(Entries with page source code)
— begin —

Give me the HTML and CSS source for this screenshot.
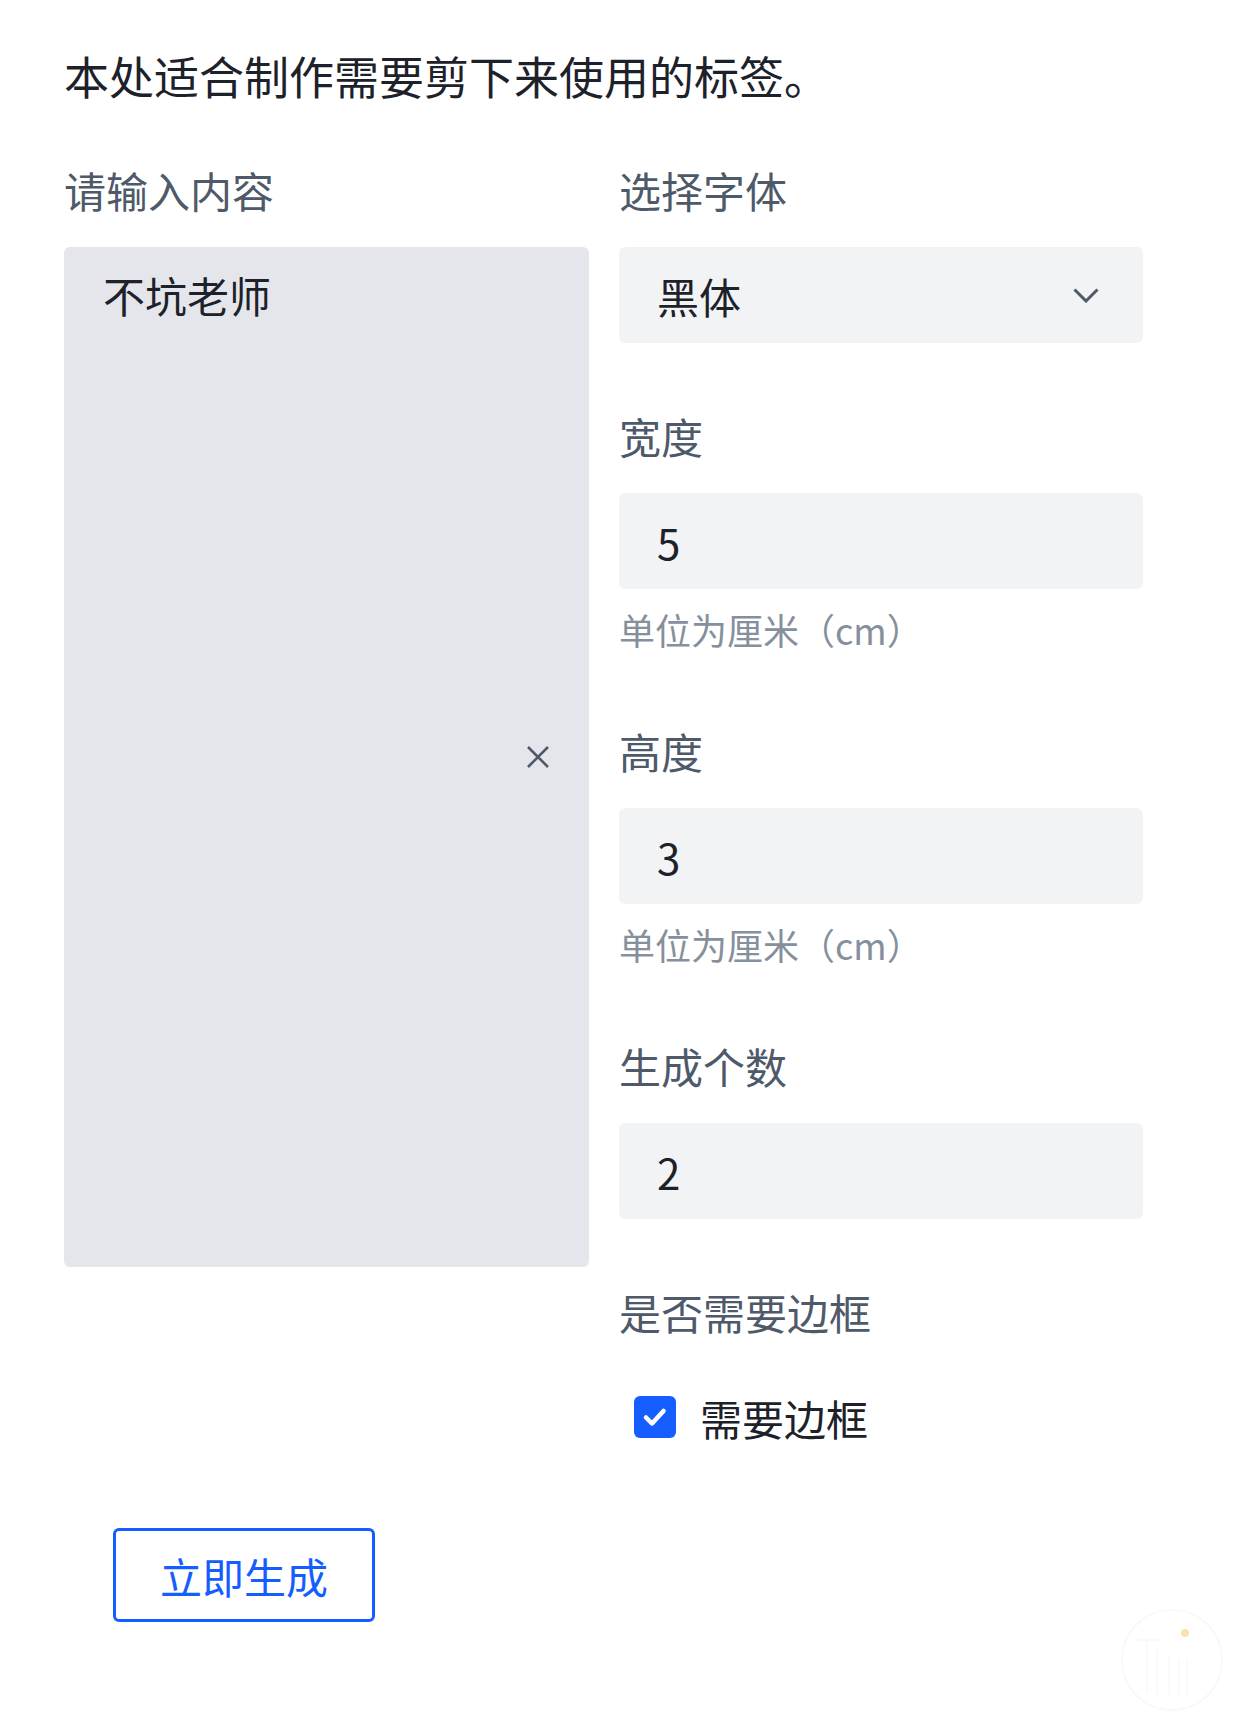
FILE: index.html
```html
<!DOCTYPE html>
<html lang="zh-CN">
<head>
<meta charset="utf-8">
<title>标签制作</title>
<link rel="stylesheet" href="styles.css">
</head>
<body>
<div class="page">
  <p class="intro">本处适合制作需要剪下来使用的标签。</p>
  <form class="form">
    <div class="cols">
      <div class="col">
        <div class="label">请输入内容</div>
        <div class="textarea-wrap">
          <div class="textarea">不坑老师</div>
          <span class="clear">
            <svg viewBox="0 0 24 24" width="24" height="24"><path d="M2 2L22 22M22 2L2 22" stroke="#4e5969" stroke-width="2.6" fill="none"/></svg>
          </span>
        </div>
      </div>
      <div class="col">
        <div class="item">
          <div class="label">选择字体</div>
          <div class="control select">
            <span>黑体</span>
            <svg class="chevron" viewBox="0 0 26 15" width="26" height="15"><path d="M1.5 1.5L13 13L24.5 1.5" stroke="#4e5969" stroke-width="3" fill="none"/></svg>
          </div>
        </div>
        <div class="item">
          <div class="label">宽度</div>
          <div class="control input">5</div>
          <div class="help">单位为厘米（cm）</div>
        </div>
        <div class="item">
          <div class="label">高度</div>
          <div class="control input">3</div>
          <div class="help">单位为厘米（cm）</div>
        </div>
        <div class="item">
          <div class="label">生成个数</div>
          <div class="control input">2</div>
        </div>
        <div class="item">
          <div class="label">是否需要边框</div>
          <div class="check-row">
            <span class="checkbox">
              <svg viewBox="0 0 42 42" width="42" height="42"><path d="M12 21.5L18 27.5L29.5 15" stroke="#fff" stroke-width="4.5" stroke-linecap="round" stroke-linejoin="round" fill="none"/></svg>
            </span>
            <span class="check-label">需要边框</span>
          </div>
        </div>
      </div>
    </div>
    <button type="button" class="submit">立即生成</button>
  </form>
  <svg class="watermark" viewBox="0 0 110 110" width="110" height="110">
    <circle cx="55" cy="55" r="50" stroke="#f8f8f8" stroke-width="1.5" fill="none"/>
    <path d="M18 35H45M30 35V88M40 45V90M52 50V90M62 55V90M70 55V92" stroke="#f9f9f9" stroke-width="1.5" fill="none"/>
    <circle cx="68" cy="28" r="4" fill="#f9e3ad"/>
  </svg>
</div>
</body>
</html>
```

FILE: styles.css
```css
html, body {
  margin: 0;
  padding: 0;
  background: #ffffff;
}

body {
  font-family: "Noto Sans CJK SC", "Noto Sans", sans-serif;
  color: #1d2129;
}

.page {
  position: relative;
  width: 1234px;
  min-height: 1721px;
  padding: 40px 0 0 64px;
  box-sizing: border-box;
}

.intro {
  margin: 0;
  font-size: 45px;
  line-height: 72px;
  color: #1d2129;
}

.form {
  margin-top: 45px;
  width: 1079px;
}

.cols {
  display: grid;
  grid-template-columns: 525px 524px;
  column-gap: 30px;
  align-items: start;
}

.label {
  font-size: 42px;
  line-height: 66px;
  color: #4e5969;
  padding-bottom: 24px;
}

.textarea-wrap {
  position: relative;
  height: 1020px;
  background: #e5e6eb;
  border-radius: 6px;
}

.textarea {
  padding: 15px 39px;
  font-size: 42px;
  line-height: 66px;
  color: #1d2129;
}

.clear {
  position: absolute;
  right: 39px;
  top: 50%;
  transform: translateY(-50%);
  width: 24px;
  height: 24px;
  display: flex;
}

.item {
  margin-bottom: 60px;
}

.control {
  height: 96px;
  box-sizing: border-box;
  background: #f2f3f5;
  border-radius: 6px;
  display: flex;
  align-items: center;
  padding: 0 44px 0 38px;
  font-size: 42px;
  color: #1d2129;
}

.select {
  justify-content: space-between;
}

.chevron {
  display: block;
}

.help {
  margin-top: 12px;
  font-size: 36px;
  line-height: 57px;
  color: #86909c;
}

.check-row {
  height: 96px;
  display: flex;
  align-items: center;
  padding-left: 15px;
}

.checkbox {
  width: 42px;
  height: 42px;
  border-radius: 6px;
  background: #165dff;
  display: flex;
}

.check-label {
  margin-left: 24px;
  font-size: 42px;
  color: #1d2129;
}

.submit {
  display: flex;
  align-items: center;
  justify-content: center;
  margin: 3px 0 0 49px;
  width: 262px;
  height: 94px;
  border: 3px solid #165dff;
  border-radius: 6px;
  background: #ffffff;
  color: #165dff;
  font-family: "Noto Sans CJK SC", "Noto Sans", sans-serif;
  font-size: 42px;
  padding: 0;
}

.watermark {
  position: absolute;
  left: 1117px;
  top: 1605px;
}
```
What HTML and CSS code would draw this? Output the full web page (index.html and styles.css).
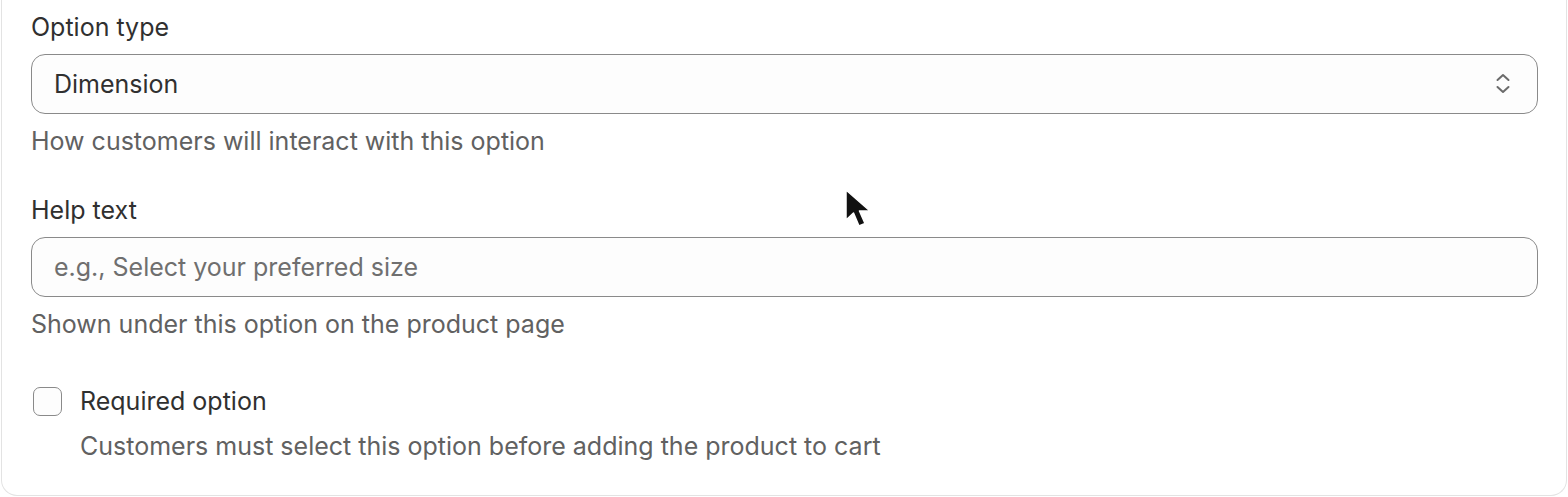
FILE: index.html
```html
<!DOCTYPE html>
<html lang="en">
<head>
  <meta charset="UTF-8">
  <meta name="viewport" content="width=device-width, initial-scale=1.0">
  <title>Option settings</title>
  <link rel="stylesheet" href="styles.css">
</head>
<body>

  <div class="card">
    <div class="field">
      <label class="field-label" for="option-type">Option type</label>
      <div class="select-wrap">
        <select id="option-type" class="select">
          <option>Dimension</option>
        </select>
        <svg class="select-icon" width="16" height="24" viewBox="0 0 16 24" fill="none" stroke="#6b6b6b" stroke-width="2" stroke-linecap="round" stroke-linejoin="round">
          <path d="M2.5 8 L8 3 L13.5 8"/>
          <path d="M2.5 15 L8 20 L13.5 15"/>
        </svg>
      </div>
      <div class="field-help">How customers will interact with this option</div>
    </div>

    <div class="field">
      <label class="field-label" for="help-text">Help text</label>
      <input id="help-text" class="text-input" type="text" placeholder="e.g., Select your preferred size">
      <div class="field-help">Shown under this option on the product page</div>
    </div>

    <div class="check-row">
      <span class="checkbox"></span>
      <div class="check-text">
        <div class="check-label">Required option</div>
        <div class="check-help">Customers must select this option before adding the product to cart</div>
      </div>
    </div>
  </div>

  <!-- mouse pointer over the form -->
  <svg class="cursor" width="32" height="46" viewBox="0 0 32 46">
    <path d="M1 1 L1 31 L8.5 24 L14 37 L20 34.5 L14.5 22 L25 22 Z" fill="#111" stroke="#fff" stroke-width="1.5" stroke-linejoin="round"/>
  </svg>

</body>
</html>
```

FILE: styles.css
```css
body {
  margin: 0;
  font-family: Inter, "Noto Sans", Arial, sans-serif;
  background-color: #ffffff;
  color: #303030;
}

.card {
  margin: 0 1px;
  height: 496px;
  box-sizing: border-box;
  padding: 12px 28px 0 29px;
  background-color: #fff;
  border: 1px solid #e3e3e3;
  border-top: none;
  border-radius: 0 0 16px 16px;
}

.field {
  margin-bottom: 39px;
}

.field-label {
  display: block;
  font-size: 25px;
  line-height: 30px;
  margin-bottom: 12px;
}

.select-wrap {
  position: relative;
}

.select,
.text-input {
  display: block;
  width: 100%;
  height: 60px;
  box-sizing: border-box;
  padding: 0 22px;
  border: 1px solid #8a8a8a;
  border-radius: 14px;
  background-color: #fdfdfd;
  font-family: inherit;
  font-size: 25px;
  color: #303030;
  appearance: none;
  outline: none;
}

.text-input::placeholder {
  color: #6f6f6f;
}

.select-icon {
  position: absolute;
  right: 27px;
  top: 18px;
  pointer-events: none;
}

.field-help {
  margin-top: 12px;
  font-size: 25px;
  line-height: 30px;
  color: #616161;
}

.check-row {
  display: flex;
  align-items: flex-start;
  margin-top: 47px;
}

.checkbox {
  width: 27px;
  height: 27px;
  flex-shrink: 0;
  margin: 1px 18px 0 2px;
  border: 1px solid #8a8a8a;
  border-radius: 7px;
  background-color: #fdfdfd;
}

.check-label {
  font-size: 25px;
  line-height: 30px;
}

.check-help {
  margin-top: 15px;
  font-size: 25px;
  line-height: 30px;
  color: #616161;
}

.cursor {
  position: absolute;
  left: 845px;
  top: 189px;
}
```
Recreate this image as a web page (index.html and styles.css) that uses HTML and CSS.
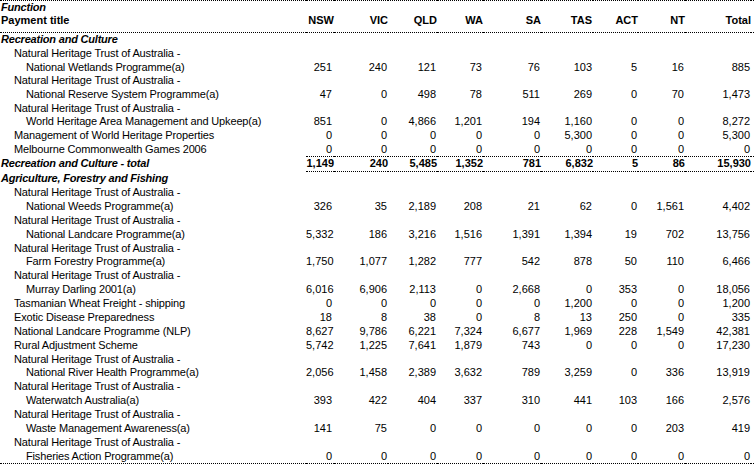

— end —

Your instructions: Show all lines in the entries above where the string "index" appears.

Full solution:
FILE: index.html
What HTML and CSS code would draw this? Output the full web page (index.html and styles.css).
FILE: index.html
Recreate this image as a web page (index.html and styles.css) that uses HTML and CSS.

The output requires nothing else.